Yes they do! But if you're cheap, like me, a piece of black electrical tape about an inch long with a 1/8 inch hole in the middle works great.

I wear "clip on flip up" 1.0 readers over my distance eye glasses. The combination gives me good focus at around 35 inches. Add the homemade black tape iris, and the front sight is in perfect focus. Rear sight just slightly blurry as it should be, and target a bit more blurry as it should be.
 
My last two sets of glasses have been occupation trifocals. Regular bifocals on the bottom, distance vision above the bifocals and trifocals at the top of the lenses. I could only get them in plastic but I did get them in safety glass thickness. Also got scratch resistant coating and uv blocking coating. I really like them and for the first time ever I see a text book sight picture. Sights in focus and target a bit fuzzy.
 
I have progressive lenses. I can tilt my head to get clear sights.

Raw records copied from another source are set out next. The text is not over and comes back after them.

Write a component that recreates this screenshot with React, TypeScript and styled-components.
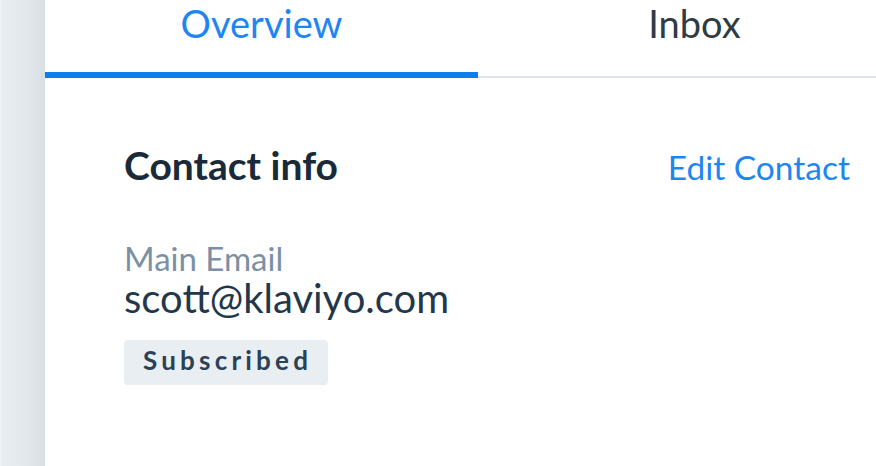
import React from 'react';
import styled, { createGlobalStyle } from 'styled-components';

const GlobalStyle = createGlobalStyle`
  html, body {
    margin: 0;
    padding: 0;
    background: #ffffff;
  }
  body {
    font-family: Lato, "Open Sans", sans-serif;
    overflow: hidden;
  }
`;

const Page = styled.div`
  display: flex;
  width: 876px;
  height: 466px;
  overflow: hidden;
`;

const SideStrip = styled.div`
  flex: 0 0 45px;
  height: 100%;
  background: linear-gradient(to right, #f1f4f7 0%, #e8edf2 6%, #e3e8ed 60%, #d8dee2 100%);
`;

const Main = styled.div`
  flex: 1;
  min-width: 0;
  display: flex;
  flex-direction: column;
`;

const TabBar = styled.div`
  display: flex;
  width: 866px;
  flex-shrink: 0;
`;

const Tab = styled.div<{ $active?: boolean }>`
  flex: 0 0 433px;
  height: 78px;
  box-sizing: border-box;
  display: flex;
  justify-content: center;
  align-items: flex-end;
  padding-bottom: ${({ $active }) => ($active ? '26px' : '30px')};
  font-size: 38px;
  color: ${({ $active }) => ($active ? '#1e86f2' : '#2f3b45')};
  border-bottom: ${({ $active }) => ($active ? '6px solid #0b7ff0' : '2px solid #dde4ea')};
`;

const Content = styled.div`
  padding: 64px 26px 0 79px;
`;

const HeaderRow = styled.div`
  display: flex;
  justify-content: space-between;
  align-items: baseline;
`;

const Title = styled.div`
  font-size: 39px;
  line-height: 47px;
  font-weight: 700;
  color: #1b2a38;
`;

const EditLink = styled.a`
  font-size: 33.5px;
  color: #1e86f2;
  text-decoration: none;
`;

const FieldLabel = styled.div`
  margin-top: 51px;
  font-size: 33px;
  line-height: 36px;
  color: #7b90a5;
`;

const FieldValue = styled.div`
  margin-top: 2px;
  font-size: 40px;
  line-height: 40px;
  color: #22374a;
`;

const Badge = styled.span`
  display: block;
  width: fit-content;
  margin-top: 22px;
  padding: 7px 16px 11px 19px;
  line-height: 27px;
  border-radius: 4px;
  background: #e9eef3;
  color: #2b4156;
  font-size: 26px;
  font-weight: 700;
  letter-spacing: 4.2px;
`;

export default function App() {
  return (
    <>
      <GlobalStyle />
      <Page>
        <SideStrip />
        <Main>
          <TabBar>
            <Tab $active>Overview</Tab>
            <Tab>Inbox</Tab>
          </TabBar>
          <Content>
            <HeaderRow>
              <Title>Contact info</Title>
              <EditLink href="#">Edit Contact</EditLink>
            </HeaderRow>
            <FieldLabel>Main Email</FieldLabel>
            <FieldValue>scott@klaviyo.com</FieldValue>
            <Badge>Subscribed</Badge>
          </Content>
        </Main>
      </Page>
    </>
  );
}
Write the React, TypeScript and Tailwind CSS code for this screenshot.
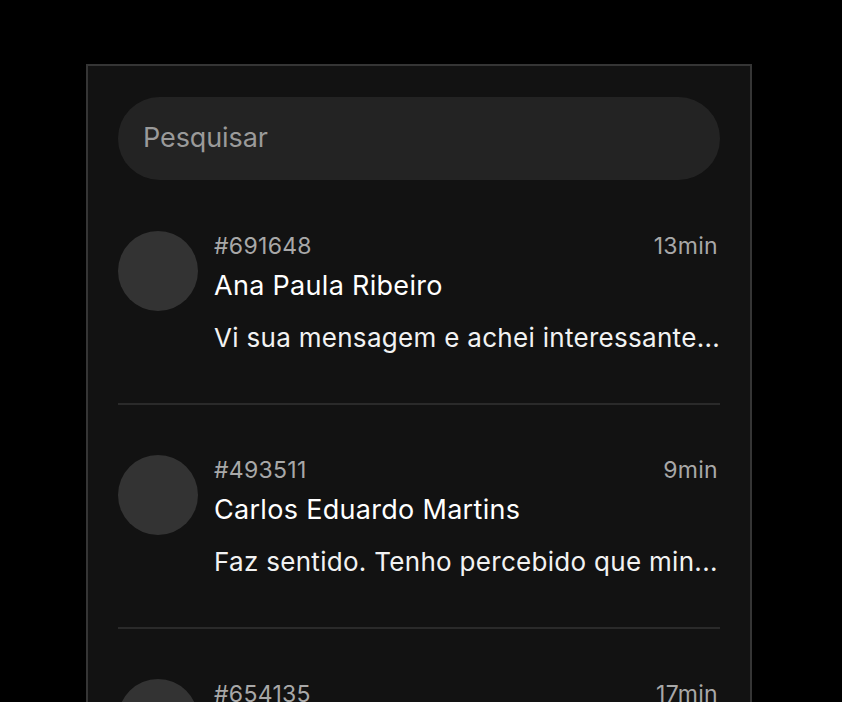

It works for shooting pins and when I do not use the Merrit Optical device.

David
 
For action style shooting I have a pair of glasses that have the right eye focus for the front sight, left eye has a distance lens in it. This works well IF you shoot with both eyes open. It takes a few minutes to get used to them but after that I don't notice I have them on til I start to drive home. Bifocals/trifocals will work for bullseye but not well for IDPA and such. I tried upside down bifocals years ago, don't work for me.
 
I never heard of these glass's that olympic shooter's use. Always been my belief that the eye cannot focus on three points at the same time. It's difficult for me to shoot iron and fortunately only have one iron sight only rifle, mod 62A Win 22 RF.
 
I've got some of these 'Olympic' style glasses. I got them for my PU scope (no focus, couldn't see the reticule sharply) but use them with open-sight rifles (Enfield, M-N, etc.) as well. I also have some conventional shooting glasses for pistol, with the focal length on the end of my arm.